Fast forward to last week, when I walked up to the exact spot where 18-year-old Hannah had given up. It was there—at the starting line, mind you—where I’d surrendered to fear and lost the joy of competing. Sadly, it stayed that way for three long years. Every time I ran, I wondered, Will I ever love this again?
When I recently approached my final collegiate cross country race, I realized something marvelous: I was not afraid.
What changed? Well, everything. The shell of the young woman I had been was now filled with life and health. The competitor that collapsed in the face of failure was now equipped with fierce confidence. Everything changed in those five years–and the final race of my college career was my chance to show it.
So, I ran.
I ran like I hadn’t ended my high school career as a failure. I ran like I’d never hated my body or been choked with anxiety. Essentially: I ran as if I’d never forgotten how to run.
It was every bit as sweet as redemption could be. As I sprinted to the finish line, it was as if I’d gone full circle. But that couldn’t be further from the truth. I was nowhere near where I’d been as a high school senior. I hadn’t traveled in a circle; I’d climbed a mountain. Yes, I felt the same cold air stinging my cheeks and the same throbbing pain in my muscles, but I could see all the struggle below me and the vista of victory ahead. I’d climbed higher. I’d made it.
I haven’t yet accomplished my goals as a runner, which is good because I’m not done yet. However, that moment was a triumphant ending of a chapter. The second I crossed the finish line, reality sunk in and I began to sob.

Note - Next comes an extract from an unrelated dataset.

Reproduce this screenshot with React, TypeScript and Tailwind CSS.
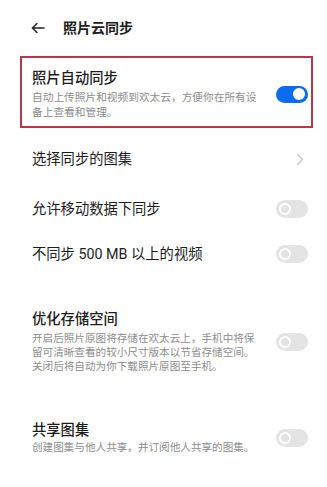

I remembered all the times I’d wanted to give up and all the times I’d refused to do so. I remembered all of the doctors and family members and friends who told me to keep fighting. I remembered the tearful prayers and solemn defeats. And it had all been worth it.
Running has always given me the opportunity to better myself, to strengthen my resolve and test my limits. Never was that more clear than last week, when I realized how far I had come. I fully expect running to keep challenging me as I move forward. I will rise to the challenge, I am sure, because I’m a competitor. And I’m no longer afraid.